* WRITTEN PROBLEM *
Extract the whole listing as it stands. Do not include the pictures.

* COLLECTED DATA *
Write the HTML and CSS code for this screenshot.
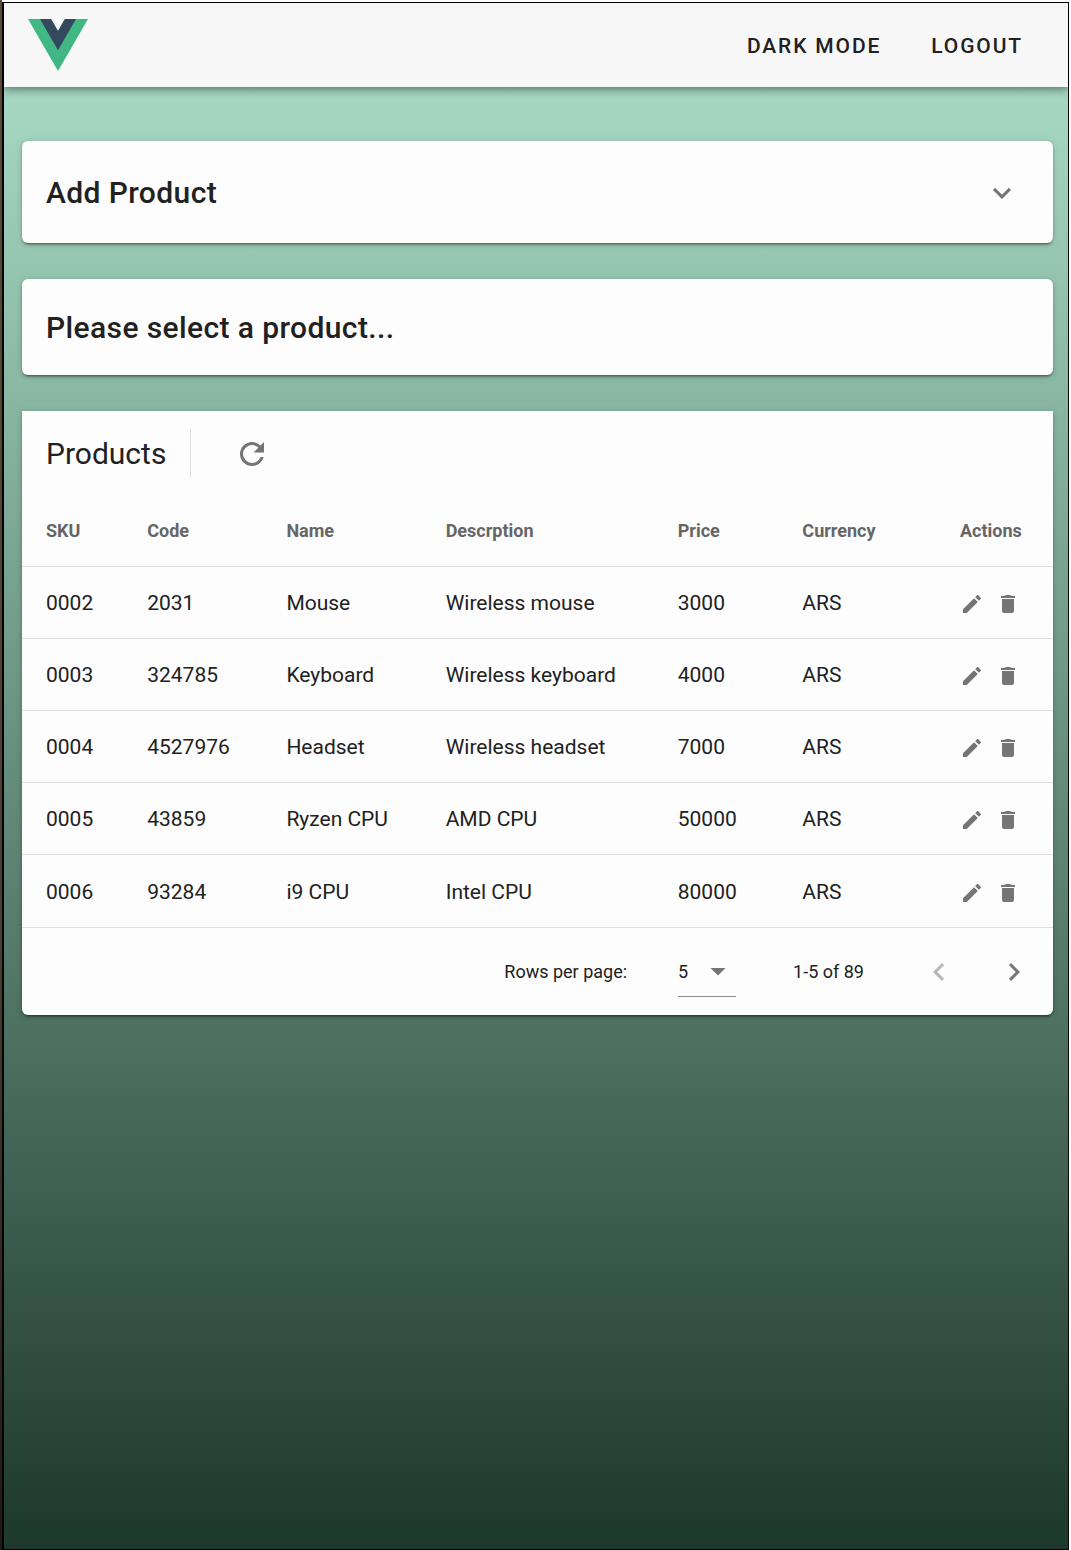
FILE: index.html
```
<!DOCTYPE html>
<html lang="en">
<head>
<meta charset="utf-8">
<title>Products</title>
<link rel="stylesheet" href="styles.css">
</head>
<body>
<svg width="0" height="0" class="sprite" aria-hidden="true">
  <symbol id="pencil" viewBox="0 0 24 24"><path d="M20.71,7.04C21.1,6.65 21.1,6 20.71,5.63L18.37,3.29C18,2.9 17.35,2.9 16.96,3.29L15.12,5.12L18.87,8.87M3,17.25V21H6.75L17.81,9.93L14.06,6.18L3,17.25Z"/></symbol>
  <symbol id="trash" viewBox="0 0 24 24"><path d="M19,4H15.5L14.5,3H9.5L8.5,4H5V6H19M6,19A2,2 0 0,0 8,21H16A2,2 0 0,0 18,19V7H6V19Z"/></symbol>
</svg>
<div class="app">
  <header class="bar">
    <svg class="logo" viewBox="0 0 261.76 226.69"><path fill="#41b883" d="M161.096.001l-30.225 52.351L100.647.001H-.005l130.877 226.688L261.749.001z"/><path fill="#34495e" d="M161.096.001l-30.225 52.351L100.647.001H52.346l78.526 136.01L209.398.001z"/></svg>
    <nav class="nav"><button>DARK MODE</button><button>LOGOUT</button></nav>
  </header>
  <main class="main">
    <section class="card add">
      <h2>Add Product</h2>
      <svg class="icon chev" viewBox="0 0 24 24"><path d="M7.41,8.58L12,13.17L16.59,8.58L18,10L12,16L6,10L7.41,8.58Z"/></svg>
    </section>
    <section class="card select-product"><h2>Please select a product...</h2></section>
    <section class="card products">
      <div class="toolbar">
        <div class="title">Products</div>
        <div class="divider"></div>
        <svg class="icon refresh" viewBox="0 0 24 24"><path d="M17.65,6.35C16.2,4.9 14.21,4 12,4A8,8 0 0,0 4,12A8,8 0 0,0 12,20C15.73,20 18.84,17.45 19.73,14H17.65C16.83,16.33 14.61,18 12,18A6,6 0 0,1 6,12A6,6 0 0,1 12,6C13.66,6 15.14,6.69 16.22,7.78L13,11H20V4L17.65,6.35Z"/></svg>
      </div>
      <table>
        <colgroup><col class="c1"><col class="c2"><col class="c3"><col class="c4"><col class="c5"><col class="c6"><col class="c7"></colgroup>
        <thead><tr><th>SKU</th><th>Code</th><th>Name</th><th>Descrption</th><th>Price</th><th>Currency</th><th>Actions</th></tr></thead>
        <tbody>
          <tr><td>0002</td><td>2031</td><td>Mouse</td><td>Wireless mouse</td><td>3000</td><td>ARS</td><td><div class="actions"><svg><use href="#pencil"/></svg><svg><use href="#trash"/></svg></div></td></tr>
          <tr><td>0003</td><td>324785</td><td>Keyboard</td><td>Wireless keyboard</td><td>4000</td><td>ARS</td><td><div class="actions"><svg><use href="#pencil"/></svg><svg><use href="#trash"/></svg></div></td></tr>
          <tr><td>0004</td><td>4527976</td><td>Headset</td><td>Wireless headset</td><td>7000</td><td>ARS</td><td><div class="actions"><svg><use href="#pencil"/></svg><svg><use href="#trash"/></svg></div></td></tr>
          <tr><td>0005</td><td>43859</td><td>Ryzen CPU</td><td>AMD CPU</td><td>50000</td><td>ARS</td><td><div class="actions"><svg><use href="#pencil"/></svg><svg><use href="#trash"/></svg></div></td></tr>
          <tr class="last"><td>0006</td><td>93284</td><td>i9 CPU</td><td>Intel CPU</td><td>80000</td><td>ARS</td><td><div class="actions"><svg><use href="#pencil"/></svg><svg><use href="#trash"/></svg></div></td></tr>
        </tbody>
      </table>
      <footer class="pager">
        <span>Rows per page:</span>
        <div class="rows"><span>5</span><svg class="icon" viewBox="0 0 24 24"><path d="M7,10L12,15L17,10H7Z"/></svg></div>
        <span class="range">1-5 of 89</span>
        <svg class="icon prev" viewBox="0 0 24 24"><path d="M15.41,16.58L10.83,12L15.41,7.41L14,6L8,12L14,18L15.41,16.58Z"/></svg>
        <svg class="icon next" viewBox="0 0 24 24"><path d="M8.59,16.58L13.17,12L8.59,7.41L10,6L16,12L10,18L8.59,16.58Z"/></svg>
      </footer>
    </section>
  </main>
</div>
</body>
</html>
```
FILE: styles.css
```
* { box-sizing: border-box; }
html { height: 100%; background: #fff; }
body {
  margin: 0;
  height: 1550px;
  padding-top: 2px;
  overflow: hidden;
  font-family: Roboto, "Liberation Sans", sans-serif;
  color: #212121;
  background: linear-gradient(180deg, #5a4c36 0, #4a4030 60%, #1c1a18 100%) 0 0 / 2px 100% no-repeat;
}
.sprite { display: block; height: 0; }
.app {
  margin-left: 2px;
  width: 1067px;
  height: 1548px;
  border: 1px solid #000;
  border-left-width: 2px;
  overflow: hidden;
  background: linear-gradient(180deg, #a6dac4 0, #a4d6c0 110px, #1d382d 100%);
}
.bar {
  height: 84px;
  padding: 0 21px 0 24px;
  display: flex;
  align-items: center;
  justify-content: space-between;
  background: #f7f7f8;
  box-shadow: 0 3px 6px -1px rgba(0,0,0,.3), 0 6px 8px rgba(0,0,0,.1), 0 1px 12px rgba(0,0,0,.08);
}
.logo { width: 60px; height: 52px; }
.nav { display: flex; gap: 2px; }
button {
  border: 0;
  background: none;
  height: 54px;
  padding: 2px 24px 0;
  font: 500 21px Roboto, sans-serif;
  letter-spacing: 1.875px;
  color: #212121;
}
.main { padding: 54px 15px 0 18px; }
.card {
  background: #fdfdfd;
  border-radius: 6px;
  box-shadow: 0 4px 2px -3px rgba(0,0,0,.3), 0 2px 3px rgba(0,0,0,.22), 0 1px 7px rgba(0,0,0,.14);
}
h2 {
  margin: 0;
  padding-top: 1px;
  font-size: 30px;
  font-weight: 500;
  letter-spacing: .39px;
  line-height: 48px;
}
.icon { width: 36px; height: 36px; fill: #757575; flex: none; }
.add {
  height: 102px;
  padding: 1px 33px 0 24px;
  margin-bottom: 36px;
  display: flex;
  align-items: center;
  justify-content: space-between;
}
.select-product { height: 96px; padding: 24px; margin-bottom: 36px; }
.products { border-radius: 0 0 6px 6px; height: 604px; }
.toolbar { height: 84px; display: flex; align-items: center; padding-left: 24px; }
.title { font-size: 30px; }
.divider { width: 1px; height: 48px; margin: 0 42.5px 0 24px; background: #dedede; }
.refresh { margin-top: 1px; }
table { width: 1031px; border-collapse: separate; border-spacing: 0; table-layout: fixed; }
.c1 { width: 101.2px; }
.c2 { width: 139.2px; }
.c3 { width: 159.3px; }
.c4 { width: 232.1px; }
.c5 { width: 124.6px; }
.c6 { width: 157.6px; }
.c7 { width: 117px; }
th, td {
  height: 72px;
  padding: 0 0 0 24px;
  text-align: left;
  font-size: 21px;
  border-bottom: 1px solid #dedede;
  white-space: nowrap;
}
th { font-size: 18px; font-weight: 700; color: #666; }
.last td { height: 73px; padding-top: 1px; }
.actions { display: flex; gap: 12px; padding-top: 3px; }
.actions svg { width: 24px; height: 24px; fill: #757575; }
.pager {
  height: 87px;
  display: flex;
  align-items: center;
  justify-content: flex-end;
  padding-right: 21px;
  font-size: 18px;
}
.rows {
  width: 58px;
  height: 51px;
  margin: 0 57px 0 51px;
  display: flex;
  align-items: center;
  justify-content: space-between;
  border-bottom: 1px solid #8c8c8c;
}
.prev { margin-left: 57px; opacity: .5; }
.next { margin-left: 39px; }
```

* EXERCISE RESULT *
Write the HTML and CSS code for this screenshot.
FILE: index.html
```
<!DOCTYPE html>
<html lang="en">
<head>
<meta charset="utf-8">
<title>Products</title>
<link rel="stylesheet" href="styles.css">
</head>
<body>
<svg width="0" height="0" class="sprite" aria-hidden="true">
  <symbol id="pencil" viewBox="0 0 24 24"><path d="M20.71,7.04C21.1,6.65 21.1,6 20.71,5.63L18.37,3.29C18,2.9 17.35,2.9 16.96,3.29L15.12,5.12L18.87,8.87M3,17.25V21H6.75L17.81,9.93L14.06,6.18L3,17.25Z"/></symbol>
  <symbol id="trash" viewBox="0 0 24 24"><path d="M19,4H15.5L14.5,3H9.5L8.5,4H5V6H19M6,19A2,2 0 0,0 8,21H16A2,2 0 0,0 18,19V7H6V19Z"/></symbol>
</svg>
<div class="app">
  <header class="bar">
    <svg class="logo" viewBox="0 0 261.76 226.69"><path fill="#41b883" d="M161.096.001l-30.225 52.351L100.647.001H-.005l130.877 226.688L261.749.001z"/><path fill="#34495e" d="M161.096.001l-30.225 52.351L100.647.001H52.346l78.526 136.01L209.398.001z"/></svg>
    <nav class="nav"><button>DARK MODE</button><button>LOGOUT</button></nav>
  </header>
  <main class="main">
    <section class="card add">
      <h2>Add Product</h2>
      <svg class="icon chev" viewBox="0 0 24 24"><path d="M7.41,8.58L12,13.17L16.59,8.58L18,10L12,16L6,10L7.41,8.58Z"/></svg>
    </section>
    <section class="card select-product"><h2>Please select a product...</h2></section>
    <section class="card products">
      <div class="toolbar">
        <div class="title">Products</div>
        <div class="divider"></div>
        <svg class="icon refresh" viewBox="0 0 24 24"><path d="M17.65,6.35C16.2,4.9 14.21,4 12,4A8,8 0 0,0 4,12A8,8 0 0,0 12,20C15.73,20 18.84,17.45 19.73,14H17.65C16.83,16.33 14.61,18 12,18A6,6 0 0,1 6,12A6,6 0 0,1 12,6C13.66,6 15.14,6.69 16.22,7.78L13,11H20V4L17.65,6.35Z"/></svg>
      </div>
      <table>
        <colgroup><col class="c1"><col class="c2"><col class="c3"><col class="c4"><col class="c5"><col class="c6"><col class="c7"></colgroup>
        <thead><tr><th>SKU</th><th>Code</th><th>Name</th><th>Descrption</th><th>Price</th><th>Currency</th><th>Actions</th></tr></thead>
        <tbody>
          <tr><td>0002</td><td>2031</td><td>Mouse</td><td>Wireless mouse</td><td>3000</td><td>ARS</td><td><div class="actions"><svg><use href="#pencil"/></svg><svg><use href="#trash"/></svg></div></td></tr>
          <tr><td>0003</td><td>324785</td><td>Keyboard</td><td>Wireless keyboard</td><td>4000</td><td>ARS</td><td><div class="actions"><svg><use href="#pencil"/></svg><svg><use href="#trash"/></svg></div></td></tr>
          <tr><td>0004</td><td>4527976</td><td>Headset</td><td>Wireless headset</td><td>7000</td><td>ARS</td><td><div class="actions"><svg><use href="#pencil"/></svg><svg><use href="#trash"/></svg></div></td></tr>
          <tr><td>0005</td><td>43859</td><td>Ryzen CPU</td><td>AMD CPU</td><td>50000</td><td>ARS</td><td><div class="actions"><svg><use href="#pencil"/></svg><svg><use href="#trash"/></svg></div></td></tr>
          <tr class="last"><td>0006</td><td>93284</td><td>i9 CPU</td><td>Intel CPU</td><td>80000</td><td>ARS</td><td><div class="actions"><svg><use href="#pencil"/></svg><svg><use href="#trash"/></svg></div></td></tr>
        </tbody>
      </table>
      <footer class="pager">
        <span>Rows per page:</span>
        <div class="rows"><span>5</span><svg class="icon" viewBox="0 0 24 24"><path d="M7,10L12,15L17,10H7Z"/></svg></div>
        <span class="range">1-5 of 89</span>
        <svg class="icon prev" viewBox="0 0 24 24"><path d="M15.41,16.58L10.83,12L15.41,7.41L14,6L8,12L14,18L15.41,16.58Z"/></svg>
        <svg class="icon next" viewBox="0 0 24 24"><path d="M8.59,16.58L13.17,12L8.59,7.41L10,6L16,12L10,18L8.59,16.58Z"/></svg>
      </footer>
    </section>
  </main>
</div>
</body>
</html>
```
FILE: styles.css
```
* { box-sizing: border-box; }
html { height: 100%; background: #fff; }
body {
  margin: 0;
  height: 1550px;
  padding-top: 2px;
  overflow: hidden;
  font-family: Roboto, "Liberation Sans", sans-serif;
  color: #212121;
  background: linear-gradient(180deg, #5a4c36 0, #4a4030 60%, #1c1a18 100%) 0 0 / 2px 100% no-repeat;
}
.sprite { display: block; height: 0; }
.app {
  margin-left: 2px;
  width: 1067px;
  height: 1548px;
  border: 1px solid #000;
  border-left-width: 2px;
  overflow: hidden;
  background: linear-gradient(180deg, #a6dac4 0, #a4d6c0 110px, #1d382d 100%);
}
.bar {
  height: 84px;
  padding: 0 21px 0 24px;
  display: flex;
  align-items: center;
  justify-content: space-between;
  background: #f7f7f8;
  box-shadow: 0 3px 6px -1px rgba(0,0,0,.3), 0 6px 8px rgba(0,0,0,.1), 0 1px 12px rgba(0,0,0,.08);
}
.logo { width: 60px; height: 52px; }
.nav { display: flex; gap: 2px; }
button {
  border: 0;
  background: none;
  height: 54px;
  padding: 2px 24px 0;
  font: 500 21px Roboto, sans-serif;
  letter-spacing: 1.875px;
  color: #212121;
}
.main { padding: 54px 15px 0 18px; }
.card {
  background: #fdfdfd;
  border-radius: 6px;
  box-shadow: 0 4px 2px -3px rgba(0,0,0,.3), 0 2px 3px rgba(0,0,0,.22), 0 1px 7px rgba(0,0,0,.14);
}
h2 {
  margin: 0;
  padding-top: 1px;
  font-size: 30px;
  font-weight: 500;
  letter-spacing: .39px;
  line-height: 48px;
}
.icon { width: 36px; height: 36px; fill: #757575; flex: none; }
.add {
  height: 102px;
  padding: 1px 33px 0 24px;
  margin-bottom: 36px;
  display: flex;
  align-items: center;
  justify-content: space-between;
}
.select-product { height: 96px; padding: 24px; margin-bottom: 36px; }
.products { border-radius: 0 0 6px 6px; height: 604px; }
.toolbar { height: 84px; display: flex; align-items: center; padding-left: 24px; }
.title { font-size: 30px; }
.divider { width: 1px; height: 48px; margin: 0 42.5px 0 24px; background: #dedede; }
.refresh { margin-top: 1px; }
table { width: 1031px; border-collapse: separate; border-spacing: 0; table-layout: fixed; }
.c1 { width: 101.2px; }
.c2 { width: 139.2px; }
.c3 { width: 159.3px; }
.c4 { width: 232.1px; }
.c5 { width: 124.6px; }
.c6 { width: 157.6px; }
.c7 { width: 117px; }
th, td {
  height: 72px;
  padding: 0 0 0 24px;
  text-align: left;
  font-size: 21px;
  border-bottom: 1px solid #dedede;
  white-space: nowrap;
}
th { font-size: 18px; font-weight: 700; color: #666; }
.last td { height: 73px; padding-top: 1px; }
.actions { display: flex; gap: 12px; padding-top: 3px; }
.actions svg { width: 24px; height: 24px; fill: #757575; }
.pager {
  height: 87px;
  display: flex;
  align-items: center;
  justify-content: flex-end;
  padding-right: 21px;
  font-size: 18px;
}
.rows {
  width: 58px;
  height: 51px;
  margin: 0 57px 0 51px;
  display: flex;
  align-items: center;
  justify-content: space-between;
  border-bottom: 1px solid #8c8c8c;
}
.prev { margin-left: 57px; opacity: .5; }
.next { margin-left: 39px; }
```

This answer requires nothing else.